* EXERCISE TASK
Below this line is the material. Write out only its lines from the one containing "Rebuild this screenshot" through the one containing "import React from", both kept, exactly.

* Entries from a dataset
_ _ _

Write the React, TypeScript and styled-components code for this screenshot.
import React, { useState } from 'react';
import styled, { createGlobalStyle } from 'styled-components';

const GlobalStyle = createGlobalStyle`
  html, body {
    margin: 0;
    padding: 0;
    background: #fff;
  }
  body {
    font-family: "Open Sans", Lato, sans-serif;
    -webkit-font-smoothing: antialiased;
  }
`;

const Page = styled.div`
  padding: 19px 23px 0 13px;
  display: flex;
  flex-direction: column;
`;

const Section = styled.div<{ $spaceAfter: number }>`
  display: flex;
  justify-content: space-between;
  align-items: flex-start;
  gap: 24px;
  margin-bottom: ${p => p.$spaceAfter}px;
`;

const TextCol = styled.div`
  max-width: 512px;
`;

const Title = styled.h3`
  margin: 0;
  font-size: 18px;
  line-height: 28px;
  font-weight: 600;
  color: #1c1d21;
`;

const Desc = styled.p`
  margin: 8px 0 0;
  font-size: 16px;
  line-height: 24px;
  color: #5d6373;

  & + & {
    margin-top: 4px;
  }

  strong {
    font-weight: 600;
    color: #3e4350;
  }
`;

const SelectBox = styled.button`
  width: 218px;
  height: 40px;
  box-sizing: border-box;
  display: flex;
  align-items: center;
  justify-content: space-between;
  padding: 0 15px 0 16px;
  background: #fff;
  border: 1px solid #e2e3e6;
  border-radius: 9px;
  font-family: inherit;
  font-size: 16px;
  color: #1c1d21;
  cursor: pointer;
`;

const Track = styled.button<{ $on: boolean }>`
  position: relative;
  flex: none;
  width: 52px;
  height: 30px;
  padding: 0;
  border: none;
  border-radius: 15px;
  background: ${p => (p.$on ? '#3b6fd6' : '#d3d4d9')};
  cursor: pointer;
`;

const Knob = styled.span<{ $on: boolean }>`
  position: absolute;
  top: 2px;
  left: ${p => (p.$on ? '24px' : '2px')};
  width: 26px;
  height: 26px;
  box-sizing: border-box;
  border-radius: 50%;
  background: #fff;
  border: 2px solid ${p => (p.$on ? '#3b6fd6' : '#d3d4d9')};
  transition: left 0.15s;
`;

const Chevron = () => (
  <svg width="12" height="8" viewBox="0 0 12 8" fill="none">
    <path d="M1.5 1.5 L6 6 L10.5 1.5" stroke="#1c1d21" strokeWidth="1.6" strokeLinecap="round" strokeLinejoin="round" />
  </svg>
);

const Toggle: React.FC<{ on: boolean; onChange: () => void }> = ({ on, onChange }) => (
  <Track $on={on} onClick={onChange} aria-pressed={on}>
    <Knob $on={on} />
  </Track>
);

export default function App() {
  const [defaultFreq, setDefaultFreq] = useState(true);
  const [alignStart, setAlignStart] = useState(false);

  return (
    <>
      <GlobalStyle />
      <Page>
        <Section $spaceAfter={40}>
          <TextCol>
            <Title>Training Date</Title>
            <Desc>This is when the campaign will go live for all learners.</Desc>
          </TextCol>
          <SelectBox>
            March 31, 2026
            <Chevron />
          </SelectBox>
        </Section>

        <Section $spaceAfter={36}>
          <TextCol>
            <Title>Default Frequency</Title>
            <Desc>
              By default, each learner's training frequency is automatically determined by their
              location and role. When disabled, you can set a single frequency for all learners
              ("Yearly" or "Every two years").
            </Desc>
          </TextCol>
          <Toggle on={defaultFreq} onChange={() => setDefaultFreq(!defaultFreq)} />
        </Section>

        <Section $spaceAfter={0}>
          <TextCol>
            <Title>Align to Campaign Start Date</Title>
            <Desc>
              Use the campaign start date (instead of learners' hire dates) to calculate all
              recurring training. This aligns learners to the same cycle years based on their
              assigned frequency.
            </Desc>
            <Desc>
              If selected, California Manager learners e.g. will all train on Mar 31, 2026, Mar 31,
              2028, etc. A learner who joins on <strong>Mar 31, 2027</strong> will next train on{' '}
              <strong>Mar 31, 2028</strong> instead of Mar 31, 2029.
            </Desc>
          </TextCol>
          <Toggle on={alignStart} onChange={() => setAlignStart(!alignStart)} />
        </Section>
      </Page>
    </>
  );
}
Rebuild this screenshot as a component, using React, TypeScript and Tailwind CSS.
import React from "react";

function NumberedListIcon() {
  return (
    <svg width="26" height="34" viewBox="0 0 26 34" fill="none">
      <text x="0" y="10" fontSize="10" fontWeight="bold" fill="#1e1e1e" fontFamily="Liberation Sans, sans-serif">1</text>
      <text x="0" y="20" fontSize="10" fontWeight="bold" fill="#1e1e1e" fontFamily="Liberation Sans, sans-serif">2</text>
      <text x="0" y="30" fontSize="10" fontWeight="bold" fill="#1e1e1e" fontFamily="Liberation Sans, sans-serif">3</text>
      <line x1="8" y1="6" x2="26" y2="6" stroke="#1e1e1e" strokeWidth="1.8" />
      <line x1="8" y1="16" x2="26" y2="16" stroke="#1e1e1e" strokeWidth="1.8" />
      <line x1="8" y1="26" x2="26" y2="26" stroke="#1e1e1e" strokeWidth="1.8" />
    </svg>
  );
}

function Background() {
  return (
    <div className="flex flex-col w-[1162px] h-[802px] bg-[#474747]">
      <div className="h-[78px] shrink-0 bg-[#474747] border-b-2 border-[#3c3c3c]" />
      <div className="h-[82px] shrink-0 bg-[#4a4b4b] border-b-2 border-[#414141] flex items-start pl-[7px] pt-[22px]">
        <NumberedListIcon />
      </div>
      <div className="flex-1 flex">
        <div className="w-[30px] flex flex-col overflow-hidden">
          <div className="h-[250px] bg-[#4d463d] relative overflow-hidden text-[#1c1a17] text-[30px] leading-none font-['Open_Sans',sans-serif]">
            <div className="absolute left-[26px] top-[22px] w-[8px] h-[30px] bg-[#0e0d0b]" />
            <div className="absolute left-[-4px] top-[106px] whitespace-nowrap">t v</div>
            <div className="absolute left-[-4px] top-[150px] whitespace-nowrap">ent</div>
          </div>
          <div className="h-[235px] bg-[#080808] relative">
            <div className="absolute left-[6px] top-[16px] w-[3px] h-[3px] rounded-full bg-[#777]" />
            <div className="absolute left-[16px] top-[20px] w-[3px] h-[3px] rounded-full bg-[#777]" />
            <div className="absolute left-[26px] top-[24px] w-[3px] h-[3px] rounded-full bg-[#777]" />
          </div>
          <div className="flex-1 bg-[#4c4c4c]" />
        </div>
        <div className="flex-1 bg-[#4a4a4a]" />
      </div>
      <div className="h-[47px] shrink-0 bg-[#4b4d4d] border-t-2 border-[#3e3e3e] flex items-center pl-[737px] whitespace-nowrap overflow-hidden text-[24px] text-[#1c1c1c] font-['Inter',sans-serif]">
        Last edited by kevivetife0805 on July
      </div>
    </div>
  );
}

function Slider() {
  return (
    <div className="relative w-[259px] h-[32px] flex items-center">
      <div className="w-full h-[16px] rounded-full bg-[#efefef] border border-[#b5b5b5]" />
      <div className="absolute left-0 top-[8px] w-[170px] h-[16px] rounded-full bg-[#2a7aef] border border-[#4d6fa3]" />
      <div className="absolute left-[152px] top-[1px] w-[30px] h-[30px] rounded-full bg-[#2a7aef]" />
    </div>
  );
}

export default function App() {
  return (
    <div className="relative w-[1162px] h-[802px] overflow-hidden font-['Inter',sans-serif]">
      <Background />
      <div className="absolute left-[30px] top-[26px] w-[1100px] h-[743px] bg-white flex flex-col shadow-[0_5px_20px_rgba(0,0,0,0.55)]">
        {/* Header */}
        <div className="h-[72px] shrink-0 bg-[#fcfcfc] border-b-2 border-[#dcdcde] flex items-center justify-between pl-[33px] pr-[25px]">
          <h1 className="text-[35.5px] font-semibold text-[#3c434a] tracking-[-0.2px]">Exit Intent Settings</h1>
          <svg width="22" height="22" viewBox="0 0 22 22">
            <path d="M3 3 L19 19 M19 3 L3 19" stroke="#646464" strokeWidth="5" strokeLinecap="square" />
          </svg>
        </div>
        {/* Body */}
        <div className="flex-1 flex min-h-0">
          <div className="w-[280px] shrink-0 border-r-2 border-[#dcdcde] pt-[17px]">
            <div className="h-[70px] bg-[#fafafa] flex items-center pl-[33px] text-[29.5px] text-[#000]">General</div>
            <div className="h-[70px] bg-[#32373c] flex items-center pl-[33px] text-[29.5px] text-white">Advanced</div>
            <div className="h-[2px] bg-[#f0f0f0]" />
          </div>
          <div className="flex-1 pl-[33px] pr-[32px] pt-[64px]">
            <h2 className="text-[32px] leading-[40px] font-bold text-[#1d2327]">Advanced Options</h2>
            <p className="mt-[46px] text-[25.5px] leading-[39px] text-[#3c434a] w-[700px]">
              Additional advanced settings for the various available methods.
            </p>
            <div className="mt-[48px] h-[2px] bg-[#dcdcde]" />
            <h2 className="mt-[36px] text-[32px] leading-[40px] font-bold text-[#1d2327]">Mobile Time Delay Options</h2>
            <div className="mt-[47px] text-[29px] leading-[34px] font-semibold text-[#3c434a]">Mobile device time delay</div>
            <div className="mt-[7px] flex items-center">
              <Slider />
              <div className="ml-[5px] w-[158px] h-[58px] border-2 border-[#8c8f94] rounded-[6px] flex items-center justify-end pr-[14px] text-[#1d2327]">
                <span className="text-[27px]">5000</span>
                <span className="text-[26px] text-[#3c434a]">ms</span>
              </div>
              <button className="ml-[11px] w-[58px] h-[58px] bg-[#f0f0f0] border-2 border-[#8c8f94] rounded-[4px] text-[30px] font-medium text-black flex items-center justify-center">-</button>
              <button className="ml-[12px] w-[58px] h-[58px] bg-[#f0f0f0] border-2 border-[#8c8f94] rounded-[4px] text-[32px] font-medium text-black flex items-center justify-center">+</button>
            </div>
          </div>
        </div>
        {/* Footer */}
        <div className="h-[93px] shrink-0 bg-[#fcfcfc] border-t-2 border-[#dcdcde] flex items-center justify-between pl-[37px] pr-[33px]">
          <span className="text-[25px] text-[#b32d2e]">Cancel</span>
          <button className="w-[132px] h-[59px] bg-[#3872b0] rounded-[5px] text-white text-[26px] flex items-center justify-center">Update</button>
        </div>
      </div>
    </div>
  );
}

_ _ _

* RESPONSE BELOW
Rebuild this screenshot as a component, using React, TypeScript and Tailwind CSS.
import React from "react";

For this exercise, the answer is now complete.